How to use TorchScript with Dropout for training?

My model is:

import torch.nn as nn

class Net(nn.Module):
    def __init__(self, num_input, num_hidden, num_classes, dropout,
                 activation='tanh'):
        super(Net, self).__init__()
        self.dropout = nn.Dropout(dropout)
        self.fc1 = nn.Linear(num_input, num_hidden)
        self.fc2 = nn.Linear(num_hidden, num_classes)

        if activation == 'tanh':
            self.activation_f = torch.tanh
        elif activation == 'relu':
            self.activation_f = torch.relu

    def forward(self, x):
        x = self.activation_f(self.fc1(x))
        x = self.dropout(x)
        x = self.fc2(x)
        return x

I call my model for instance as:

model = Net(14,512,2,0.2).to(device)

However once I use TorchScript as:

traced_model = torch.jit.trace(model, torch.zeros([1, 14], dtype=torch.float))

I receive the following error:

IndexError: The shape of the mask [2] at index 0 does not match the shape of the indexed tensor [1, 2] at index 0

I know that if I use model.eval() I don’t receive any error BUT I want to use my model for training and not evaluation. Does anybody know any solution or workaround for such problem?

PS: I am using PyTorch version 1.4.

I am unable to reproduce this error with Python 3.8.3 and pytorch-1.4.0 from conda.

Based on your error message, it seems like your input shape might be the problem. Try using an input with shape [14] as the input during tracing:

traced_model = torch.jit.trace(model, torch.zeros([14], dtype=torch.float))

Stepping back a bit, I would advise you to use scripting (torch.jit.script) rather than tracing for this use case. The reason is that control flow is not visible to tracing and from what I remember, the backward pass for dropout predicates whether or not the incoming gradient should be backpropagated based on whether the corresponding input was passed through during the forward pass.

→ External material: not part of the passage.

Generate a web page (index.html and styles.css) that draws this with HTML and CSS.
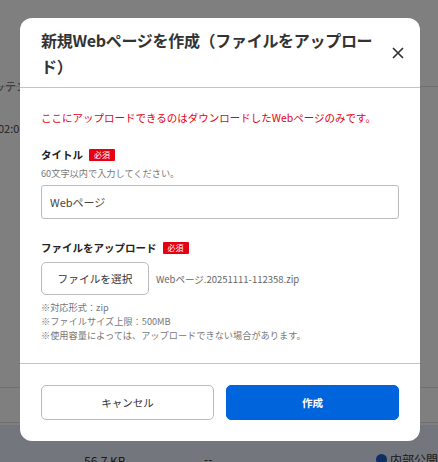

Hi, but it is not possible to take input of size [14], where is the batch dimension ([1,14])? I don’t think the dimension is the problem since once I fix the dropout rate to 0.0 then there is no error message and it works just fine.

I still cannot reproduce your error. Can you provide more details on your setup? There is an environment details collection script in the PyTorch repository.